WHAT IS ASKED. In the listing that follows, how many lines contain the string "with"? Provide only the number.

SOURCE DATA.
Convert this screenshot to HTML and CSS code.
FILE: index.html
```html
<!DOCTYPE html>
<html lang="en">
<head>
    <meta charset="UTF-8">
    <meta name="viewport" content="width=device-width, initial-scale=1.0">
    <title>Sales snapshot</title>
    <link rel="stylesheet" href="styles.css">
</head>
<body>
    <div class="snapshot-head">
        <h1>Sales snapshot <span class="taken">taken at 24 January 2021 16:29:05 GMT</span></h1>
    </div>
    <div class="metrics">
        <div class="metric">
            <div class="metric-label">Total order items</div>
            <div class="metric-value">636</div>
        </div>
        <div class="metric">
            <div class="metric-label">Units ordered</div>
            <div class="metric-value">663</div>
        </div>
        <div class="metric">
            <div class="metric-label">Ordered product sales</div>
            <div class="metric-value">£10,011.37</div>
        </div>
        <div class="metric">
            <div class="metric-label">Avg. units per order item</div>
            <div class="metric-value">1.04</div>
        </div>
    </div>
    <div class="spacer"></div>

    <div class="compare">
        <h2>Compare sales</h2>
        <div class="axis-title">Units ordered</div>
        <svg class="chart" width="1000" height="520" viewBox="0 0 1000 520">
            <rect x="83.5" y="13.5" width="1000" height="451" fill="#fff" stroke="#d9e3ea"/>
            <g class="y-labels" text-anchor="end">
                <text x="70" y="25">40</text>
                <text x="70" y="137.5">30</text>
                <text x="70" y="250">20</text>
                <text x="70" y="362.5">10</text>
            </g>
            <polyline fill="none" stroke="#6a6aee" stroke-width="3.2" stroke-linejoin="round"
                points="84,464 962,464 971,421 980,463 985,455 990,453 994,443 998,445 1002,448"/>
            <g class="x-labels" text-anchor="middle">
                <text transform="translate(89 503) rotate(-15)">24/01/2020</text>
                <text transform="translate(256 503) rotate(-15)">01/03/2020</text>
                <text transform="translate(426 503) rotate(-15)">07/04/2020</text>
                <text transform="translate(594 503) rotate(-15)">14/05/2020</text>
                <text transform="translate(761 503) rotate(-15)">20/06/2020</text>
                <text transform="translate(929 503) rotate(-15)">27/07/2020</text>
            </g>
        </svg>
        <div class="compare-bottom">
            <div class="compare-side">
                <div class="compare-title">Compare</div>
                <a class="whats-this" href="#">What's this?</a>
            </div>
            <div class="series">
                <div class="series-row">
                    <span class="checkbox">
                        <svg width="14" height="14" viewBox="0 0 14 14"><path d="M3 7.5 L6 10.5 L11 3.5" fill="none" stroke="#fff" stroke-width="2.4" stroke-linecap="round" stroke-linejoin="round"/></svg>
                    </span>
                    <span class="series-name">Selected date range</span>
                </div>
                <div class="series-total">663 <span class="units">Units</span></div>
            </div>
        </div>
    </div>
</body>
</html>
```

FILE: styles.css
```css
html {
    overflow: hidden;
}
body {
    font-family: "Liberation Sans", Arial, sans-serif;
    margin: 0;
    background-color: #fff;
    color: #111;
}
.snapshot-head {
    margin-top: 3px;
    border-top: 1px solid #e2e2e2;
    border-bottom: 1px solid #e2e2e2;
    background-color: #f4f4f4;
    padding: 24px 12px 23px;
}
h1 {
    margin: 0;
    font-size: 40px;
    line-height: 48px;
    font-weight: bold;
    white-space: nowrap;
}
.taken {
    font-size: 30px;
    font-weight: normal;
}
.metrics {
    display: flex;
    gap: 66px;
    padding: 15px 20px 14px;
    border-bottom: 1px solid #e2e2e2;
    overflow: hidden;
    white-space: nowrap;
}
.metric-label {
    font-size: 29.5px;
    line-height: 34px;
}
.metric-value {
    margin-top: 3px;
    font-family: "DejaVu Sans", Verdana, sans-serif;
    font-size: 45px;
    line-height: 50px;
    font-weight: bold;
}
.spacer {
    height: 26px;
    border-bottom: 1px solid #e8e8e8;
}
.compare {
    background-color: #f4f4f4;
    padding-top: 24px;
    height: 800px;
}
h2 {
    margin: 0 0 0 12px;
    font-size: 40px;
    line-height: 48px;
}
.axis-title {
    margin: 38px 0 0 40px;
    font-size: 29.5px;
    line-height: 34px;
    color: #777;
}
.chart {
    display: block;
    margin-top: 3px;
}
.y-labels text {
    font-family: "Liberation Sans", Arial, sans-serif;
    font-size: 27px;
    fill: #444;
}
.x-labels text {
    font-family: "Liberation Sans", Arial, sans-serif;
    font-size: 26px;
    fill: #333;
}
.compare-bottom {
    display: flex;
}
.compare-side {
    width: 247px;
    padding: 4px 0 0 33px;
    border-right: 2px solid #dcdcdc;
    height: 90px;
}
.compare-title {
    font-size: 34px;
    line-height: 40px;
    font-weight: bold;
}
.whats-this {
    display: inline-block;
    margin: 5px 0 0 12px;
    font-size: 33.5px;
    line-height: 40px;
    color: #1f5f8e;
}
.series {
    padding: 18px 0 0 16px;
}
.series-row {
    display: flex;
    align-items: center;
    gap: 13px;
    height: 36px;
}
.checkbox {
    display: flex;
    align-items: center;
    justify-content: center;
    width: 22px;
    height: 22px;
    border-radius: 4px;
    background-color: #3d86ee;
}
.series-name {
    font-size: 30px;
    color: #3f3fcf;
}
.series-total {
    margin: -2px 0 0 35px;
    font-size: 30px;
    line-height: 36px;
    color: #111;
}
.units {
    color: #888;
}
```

...

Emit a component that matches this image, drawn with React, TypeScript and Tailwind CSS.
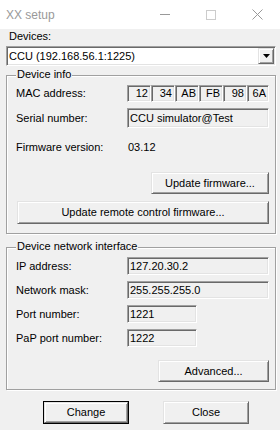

--

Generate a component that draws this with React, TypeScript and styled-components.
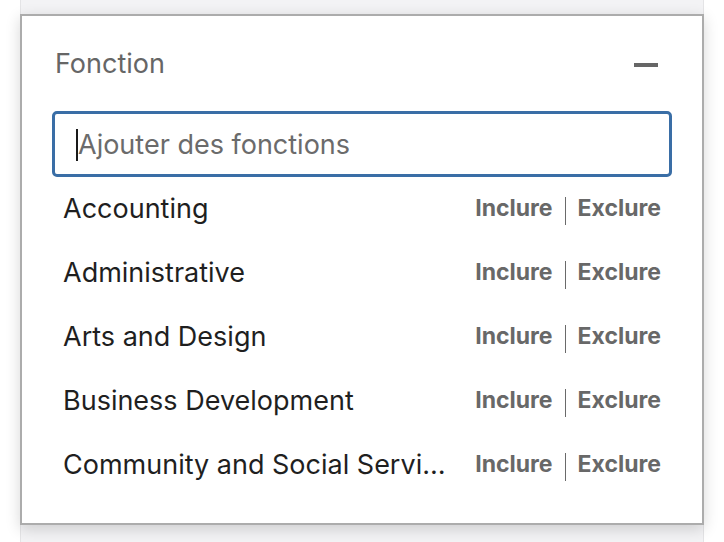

WRITTEN SOLUTION. 2